**MATERIAL FOR THE TASK**
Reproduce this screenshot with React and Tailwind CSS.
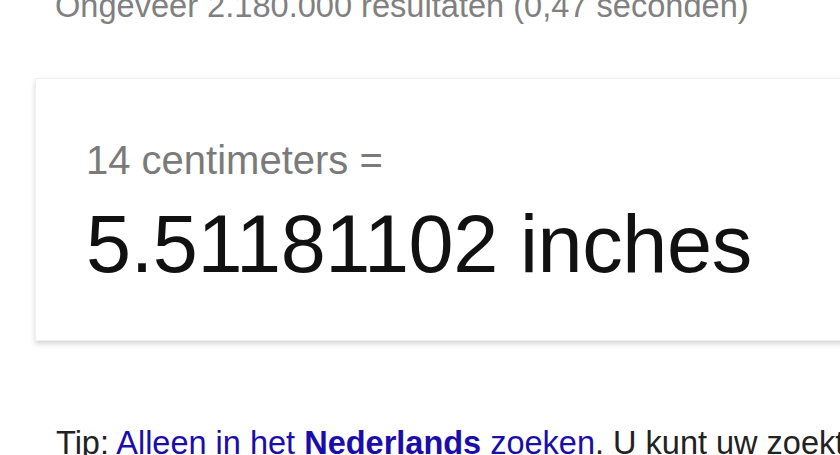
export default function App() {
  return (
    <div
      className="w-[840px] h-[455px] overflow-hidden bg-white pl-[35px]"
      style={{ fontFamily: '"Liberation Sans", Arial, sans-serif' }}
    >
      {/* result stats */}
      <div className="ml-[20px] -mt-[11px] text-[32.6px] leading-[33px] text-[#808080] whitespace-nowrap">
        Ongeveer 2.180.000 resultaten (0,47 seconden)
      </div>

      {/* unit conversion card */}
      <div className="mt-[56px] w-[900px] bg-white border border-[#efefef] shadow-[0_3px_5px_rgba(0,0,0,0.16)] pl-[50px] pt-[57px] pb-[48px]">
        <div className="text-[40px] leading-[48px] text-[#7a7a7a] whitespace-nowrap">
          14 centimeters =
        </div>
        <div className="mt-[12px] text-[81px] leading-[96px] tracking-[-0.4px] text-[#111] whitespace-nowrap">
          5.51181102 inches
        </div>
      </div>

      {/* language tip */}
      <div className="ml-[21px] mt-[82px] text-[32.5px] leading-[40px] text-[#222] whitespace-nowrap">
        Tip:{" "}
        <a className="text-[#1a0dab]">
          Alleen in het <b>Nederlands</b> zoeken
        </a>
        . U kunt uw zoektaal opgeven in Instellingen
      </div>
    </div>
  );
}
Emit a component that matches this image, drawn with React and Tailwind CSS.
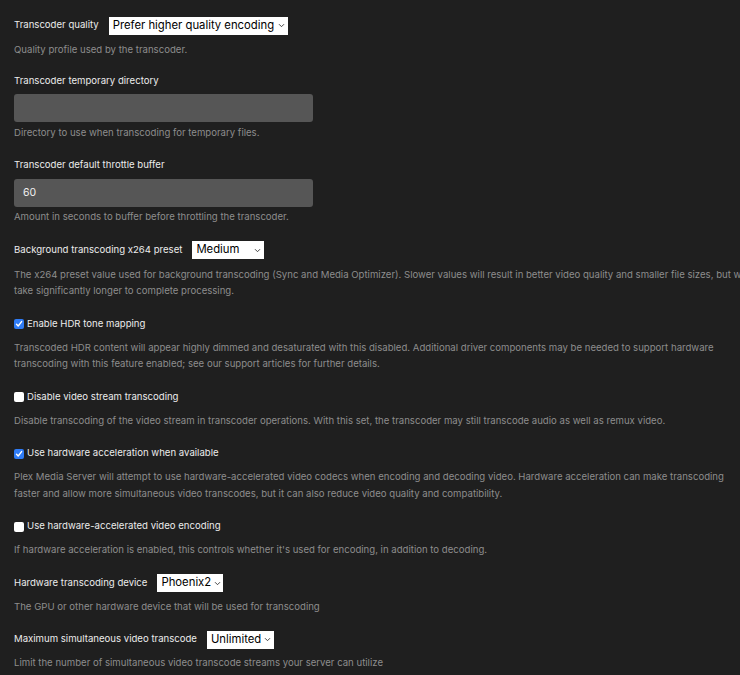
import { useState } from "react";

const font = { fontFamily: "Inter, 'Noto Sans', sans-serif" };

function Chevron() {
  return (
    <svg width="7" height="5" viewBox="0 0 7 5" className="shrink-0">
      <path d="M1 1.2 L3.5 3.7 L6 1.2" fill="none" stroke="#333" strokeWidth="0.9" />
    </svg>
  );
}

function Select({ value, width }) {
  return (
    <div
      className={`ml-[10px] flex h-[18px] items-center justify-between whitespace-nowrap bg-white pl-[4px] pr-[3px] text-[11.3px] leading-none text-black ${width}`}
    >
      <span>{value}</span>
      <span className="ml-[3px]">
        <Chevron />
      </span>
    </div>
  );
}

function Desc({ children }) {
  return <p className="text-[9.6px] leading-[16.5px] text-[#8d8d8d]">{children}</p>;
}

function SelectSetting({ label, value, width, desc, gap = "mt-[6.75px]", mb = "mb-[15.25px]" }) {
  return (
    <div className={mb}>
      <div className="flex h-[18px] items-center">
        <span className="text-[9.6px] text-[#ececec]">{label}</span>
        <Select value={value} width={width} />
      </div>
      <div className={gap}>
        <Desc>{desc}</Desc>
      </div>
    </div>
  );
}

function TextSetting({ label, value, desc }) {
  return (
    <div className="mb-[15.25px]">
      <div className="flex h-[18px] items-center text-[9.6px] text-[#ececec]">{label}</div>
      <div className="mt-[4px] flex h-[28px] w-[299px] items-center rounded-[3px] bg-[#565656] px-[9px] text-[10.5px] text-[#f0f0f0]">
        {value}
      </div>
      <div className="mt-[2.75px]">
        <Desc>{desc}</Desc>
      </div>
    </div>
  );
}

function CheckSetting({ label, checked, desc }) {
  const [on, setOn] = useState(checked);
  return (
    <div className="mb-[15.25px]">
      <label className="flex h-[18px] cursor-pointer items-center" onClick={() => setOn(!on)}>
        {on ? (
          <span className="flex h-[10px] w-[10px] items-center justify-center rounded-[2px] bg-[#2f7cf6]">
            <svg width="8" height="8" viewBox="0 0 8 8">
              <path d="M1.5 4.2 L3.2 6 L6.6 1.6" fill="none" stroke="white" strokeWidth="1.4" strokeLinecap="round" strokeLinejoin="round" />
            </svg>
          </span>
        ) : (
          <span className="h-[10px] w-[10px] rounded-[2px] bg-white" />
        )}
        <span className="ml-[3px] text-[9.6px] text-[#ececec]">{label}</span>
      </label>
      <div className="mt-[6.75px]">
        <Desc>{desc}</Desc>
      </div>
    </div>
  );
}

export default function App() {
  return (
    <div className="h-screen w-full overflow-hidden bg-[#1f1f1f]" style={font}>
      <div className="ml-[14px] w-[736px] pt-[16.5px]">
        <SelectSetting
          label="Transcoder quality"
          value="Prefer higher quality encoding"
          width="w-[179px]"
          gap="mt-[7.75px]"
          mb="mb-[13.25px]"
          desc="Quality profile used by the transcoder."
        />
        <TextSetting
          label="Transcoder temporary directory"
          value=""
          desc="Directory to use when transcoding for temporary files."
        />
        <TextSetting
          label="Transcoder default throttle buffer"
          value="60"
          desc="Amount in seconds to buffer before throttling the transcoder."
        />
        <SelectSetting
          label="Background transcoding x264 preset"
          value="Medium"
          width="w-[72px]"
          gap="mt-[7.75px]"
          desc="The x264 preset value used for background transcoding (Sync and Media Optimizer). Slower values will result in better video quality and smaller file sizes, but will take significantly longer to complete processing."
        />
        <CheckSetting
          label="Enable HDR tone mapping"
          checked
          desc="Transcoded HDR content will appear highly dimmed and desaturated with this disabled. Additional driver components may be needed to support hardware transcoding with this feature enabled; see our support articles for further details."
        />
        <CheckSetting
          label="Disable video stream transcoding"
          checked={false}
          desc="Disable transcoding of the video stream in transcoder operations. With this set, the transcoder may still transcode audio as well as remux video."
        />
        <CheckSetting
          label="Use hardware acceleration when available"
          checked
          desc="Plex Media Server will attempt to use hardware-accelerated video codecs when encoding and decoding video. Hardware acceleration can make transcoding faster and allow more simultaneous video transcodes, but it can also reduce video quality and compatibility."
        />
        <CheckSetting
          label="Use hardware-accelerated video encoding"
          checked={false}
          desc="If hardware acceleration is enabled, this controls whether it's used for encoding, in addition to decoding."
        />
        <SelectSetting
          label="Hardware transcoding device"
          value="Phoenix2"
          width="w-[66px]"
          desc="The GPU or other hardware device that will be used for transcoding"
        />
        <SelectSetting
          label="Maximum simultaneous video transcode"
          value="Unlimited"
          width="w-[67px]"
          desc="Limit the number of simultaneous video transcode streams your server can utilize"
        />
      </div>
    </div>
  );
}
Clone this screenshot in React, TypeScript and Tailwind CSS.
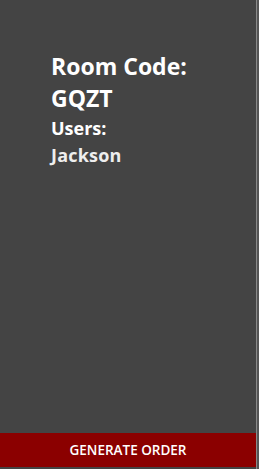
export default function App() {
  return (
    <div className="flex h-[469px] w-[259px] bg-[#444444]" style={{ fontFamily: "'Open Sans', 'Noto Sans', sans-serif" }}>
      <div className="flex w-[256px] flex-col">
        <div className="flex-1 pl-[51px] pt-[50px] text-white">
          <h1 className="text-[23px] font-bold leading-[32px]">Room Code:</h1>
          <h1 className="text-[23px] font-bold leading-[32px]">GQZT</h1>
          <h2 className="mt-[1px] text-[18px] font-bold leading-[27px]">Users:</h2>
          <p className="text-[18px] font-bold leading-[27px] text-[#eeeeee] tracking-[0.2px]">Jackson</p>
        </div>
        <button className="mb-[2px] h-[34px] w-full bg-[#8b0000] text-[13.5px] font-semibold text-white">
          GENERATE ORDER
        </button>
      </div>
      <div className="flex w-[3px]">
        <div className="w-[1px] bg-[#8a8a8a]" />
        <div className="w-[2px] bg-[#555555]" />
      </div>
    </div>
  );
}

**DO THIS**
All of the lines above should be printed exactly, minus the pictures.

**FULL RESPONSE**
Reproduce this screenshot with React and Tailwind CSS.
export default function App() {
  return (
    <div
      className="w-[840px] h-[455px] overflow-hidden bg-white pl-[35px]"
      style={{ fontFamily: '"Liberation Sans", Arial, sans-serif' }}
    >
      {/* result stats */}
      <div className="ml-[20px] -mt-[11px] text-[32.6px] leading-[33px] text-[#808080] whitespace-nowrap">
        Ongeveer 2.180.000 resultaten (0,47 seconden)
      </div>

      {/* unit conversion card */}
      <div className="mt-[56px] w-[900px] bg-white border border-[#efefef] shadow-[0_3px_5px_rgba(0,0,0,0.16)] pl-[50px] pt-[57px] pb-[48px]">
        <div className="text-[40px] leading-[48px] text-[#7a7a7a] whitespace-nowrap">
          14 centimeters =
        </div>
        <div className="mt-[12px] text-[81px] leading-[96px] tracking-[-0.4px] text-[#111] whitespace-nowrap">
          5.51181102 inches
        </div>
      </div>

      {/* language tip */}
      <div className="ml-[21px] mt-[82px] text-[32.5px] leading-[40px] text-[#222] whitespace-nowrap">
        Tip:{" "}
        <a className="text-[#1a0dab]">
          Alleen in het <b>Nederlands</b> zoeken
        </a>
        . U kunt uw zoektaal opgeven in Instellingen
      </div>
    </div>
  );
}
Emit a component that matches this image, drawn with React and Tailwind CSS.
import { useState } from "react";

const font = { fontFamily: "Inter, 'Noto Sans', sans-serif" };

function Chevron() {
  return (
    <svg width="7" height="5" viewBox="0 0 7 5" className="shrink-0">
      <path d="M1 1.2 L3.5 3.7 L6 1.2" fill="none" stroke="#333" strokeWidth="0.9" />
    </svg>
  );
}

function Select({ value, width }) {
  return (
    <div
      className={`ml-[10px] flex h-[18px] items-center justify-between whitespace-nowrap bg-white pl-[4px] pr-[3px] text-[11.3px] leading-none text-black ${width}`}
    >
      <span>{value}</span>
      <span className="ml-[3px]">
        <Chevron />
      </span>
    </div>
  );
}

function Desc({ children }) {
  return <p className="text-[9.6px] leading-[16.5px] text-[#8d8d8d]">{children}</p>;
}

function SelectSetting({ label, value, width, desc, gap = "mt-[6.75px]", mb = "mb-[15.25px]" }) {
  return (
    <div className={mb}>
      <div className="flex h-[18px] items-center">
        <span className="text-[9.6px] text-[#ececec]">{label}</span>
        <Select value={value} width={width} />
      </div>
      <div className={gap}>
        <Desc>{desc}</Desc>
      </div>
    </div>
  );
}

function TextSetting({ label, value, desc }) {
  return (
    <div className="mb-[15.25px]">
      <div className="flex h-[18px] items-center text-[9.6px] text-[#ececec]">{label}</div>
      <div className="mt-[4px] flex h-[28px] w-[299px] items-center rounded-[3px] bg-[#565656] px-[9px] text-[10.5px] text-[#f0f0f0]">
        {value}
      </div>
      <div className="mt-[2.75px]">
        <Desc>{desc}</Desc>
      </div>
    </div>
  );
}

function CheckSetting({ label, checked, desc }) {
  const [on, setOn] = useState(checked);
  return (
    <div className="mb-[15.25px]">
      <label className="flex h-[18px] cursor-pointer items-center" onClick={() => setOn(!on)}>
        {on ? (
          <span className="flex h-[10px] w-[10px] items-center justify-center rounded-[2px] bg-[#2f7cf6]">
            <svg width="8" height="8" viewBox="0 0 8 8">
              <path d="M1.5 4.2 L3.2 6 L6.6 1.6" fill="none" stroke="white" strokeWidth="1.4" strokeLinecap="round" strokeLinejoin="round" />
            </svg>
          </span>
        ) : (
          <span className="h-[10px] w-[10px] rounded-[2px] bg-white" />
        )}
        <span className="ml-[3px] text-[9.6px] text-[#ececec]">{label}</span>
      </label>
      <div className="mt-[6.75px]">
        <Desc>{desc}</Desc>
      </div>
    </div>
  );
}

export default function App() {
  return (
    <div className="h-screen w-full overflow-hidden bg-[#1f1f1f]" style={font}>
      <div className="ml-[14px] w-[736px] pt-[16.5px]">
        <SelectSetting
          label="Transcoder quality"
          value="Prefer higher quality encoding"
          width="w-[179px]"
          gap="mt-[7.75px]"
          mb="mb-[13.25px]"
          desc="Quality profile used by the transcoder."
        />
        <TextSetting
          label="Transcoder temporary directory"
          value=""
          desc="Directory to use when transcoding for temporary files."
        />
        <TextSetting
          label="Transcoder default throttle buffer"
          value="60"
          desc="Amount in seconds to buffer before throttling the transcoder."
        />
        <SelectSetting
          label="Background transcoding x264 preset"
          value="Medium"
          width="w-[72px]"
          gap="mt-[7.75px]"
          desc="The x264 preset value used for background transcoding (Sync and Media Optimizer). Slower values will result in better video quality and smaller file sizes, but will take significantly longer to complete processing."
        />
        <CheckSetting
          label="Enable HDR tone mapping"
          checked
          desc="Transcoded HDR content will appear highly dimmed and desaturated with this disabled. Additional driver components may be needed to support hardware transcoding with this feature enabled; see our support articles for further details."
        />
        <CheckSetting
          label="Disable video stream transcoding"
          checked={false}
          desc="Disable transcoding of the video stream in transcoder operations. With this set, the transcoder may still transcode audio as well as remux video."
        />
        <CheckSetting
          label="Use hardware acceleration when available"
          checked
          desc="Plex Media Server will attempt to use hardware-accelerated video codecs when encoding and decoding video. Hardware acceleration can make transcoding faster and allow more simultaneous video transcodes, but it can also reduce video quality and compatibility."
        />
        <CheckSetting
          label="Use hardware-accelerated video encoding"
          checked={false}
          desc="If hardware acceleration is enabled, this controls whether it's used for encoding, in addition to decoding."
        />
        <SelectSetting
          label="Hardware transcoding device"
          value="Phoenix2"
          width="w-[66px]"
          desc="The GPU or other hardware device that will be used for transcoding"
        />
        <SelectSetting
          label="Maximum simultaneous video transcode"
          value="Unlimited"
          width="w-[67px]"
          desc="Limit the number of simultaneous video transcode streams your server can utilize"
        />
      </div>
    </div>
  );
}
Clone this screenshot in React, TypeScript and Tailwind CSS.
export default function App() {
  return (
    <div className="flex h-[469px] w-[259px] bg-[#444444]" style={{ fontFamily: "'Open Sans', 'Noto Sans', sans-serif" }}>
      <div className="flex w-[256px] flex-col">
        <div className="flex-1 pl-[51px] pt-[50px] text-white">
          <h1 className="text-[23px] font-bold leading-[32px]">Room Code:</h1>
          <h1 className="text-[23px] font-bold leading-[32px]">GQZT</h1>
          <h2 className="mt-[1px] text-[18px] font-bold leading-[27px]">Users:</h2>
          <p className="text-[18px] font-bold leading-[27px] text-[#eeeeee] tracking-[0.2px]">Jackson</p>
        </div>
        <button className="mb-[2px] h-[34px] w-full bg-[#8b0000] text-[13.5px] font-semibold text-white">
          GENERATE ORDER
        </button>
      </div>
      <div className="flex w-[3px]">
        <div className="w-[1px] bg-[#8a8a8a]" />
        <div className="w-[2px] bg-[#555555]" />
      </div>
    </div>
  );
}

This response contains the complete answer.